For the rest of the day there was nothing for it but to be patient and wish to God that she was not the fond niece of Simeon Marrin. Next morning I went over to the woods behind Broom Lodge to see if the major had left any message for me. I was now familiar with the shortest route by tracks and footpaths through the Forest and often passed the time of day with other walkers. That was unimportant since no one knew who I was. The risk of meeting any of the colonists was very slight. They were dutifully busy at their tasks with neither time nor inclination for casual strolls.
I found a report from the major, militarily precise and piously long, which I had to read more than twice before it was clear that even for him mining was ruled out. He had gone to Wigpool Common on foot in the afternoon and apparently behaved as sensibly as any private investigator. Tea at a teashop. One pub at eighteen hours. Another at eighteen-thirty. I think soldiers must be trained to leave out all illuminating details in their reports.

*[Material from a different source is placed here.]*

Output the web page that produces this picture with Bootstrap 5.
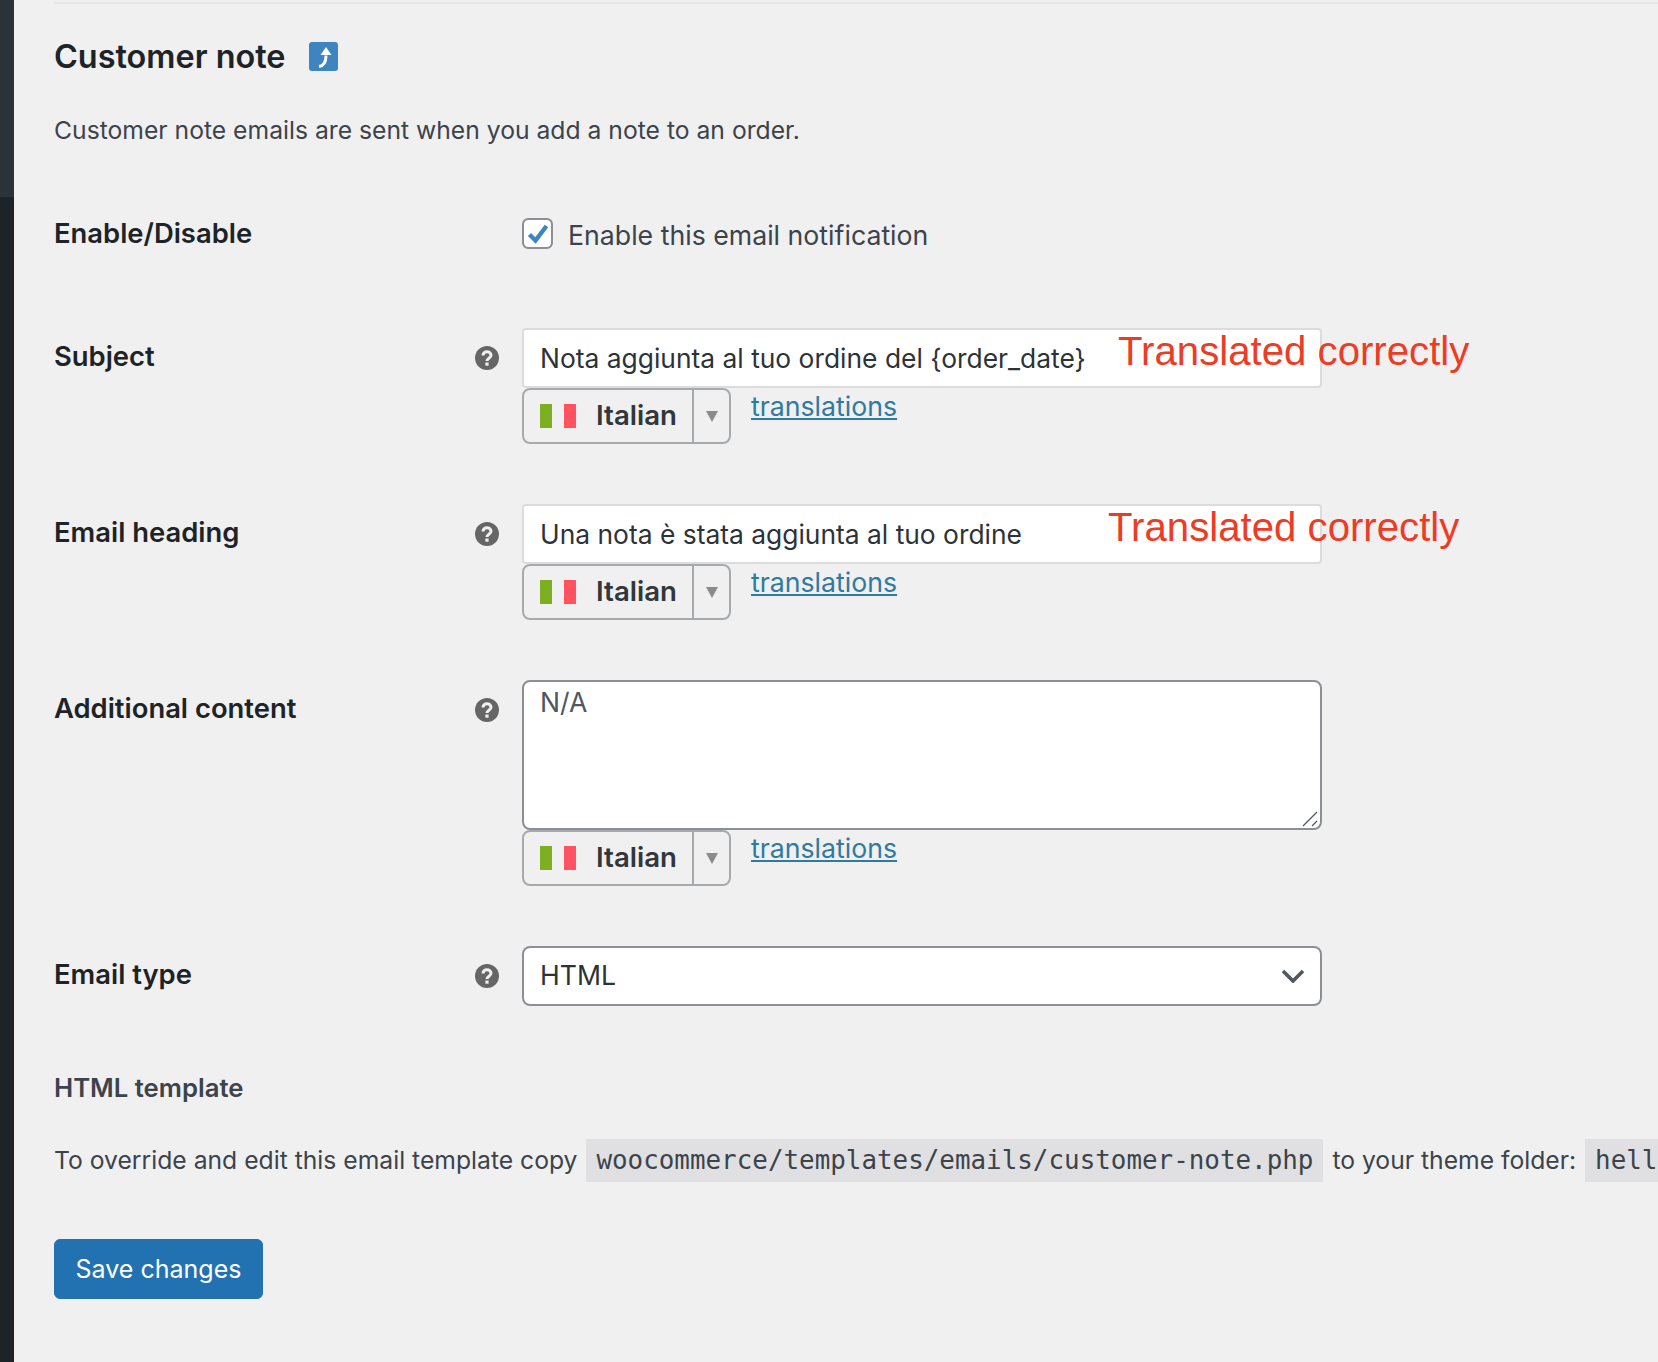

Yes, the place was riddled with underground shafts but the entrances were all blocked up. Iron mining it had been, not coal. Yes, there was supposed to be a large cavern with a pool in it. Strangers had been casually poking about after gold for years, encouraged by rumours rather than geology. A tall man with one or two companions often drove out and was digging near the Bailey Rock. Not for gold. They were in the wrong place for that. They didn’t say much, and were accepted as geologists.
I gathered that the local inhabitants took such visitors as all in the day’s work. Whether scientists or romanticists, they caused no excitement in a village of former miners for whom the pattern of galleries under their feet was as familiar as the pattern of galaxies to an astronomer. Marrin of course might have come across a hoard in some solitary dig, but that he could keep it secret was most unlikely. All the evidence I had still pointed to the bank of the Severn.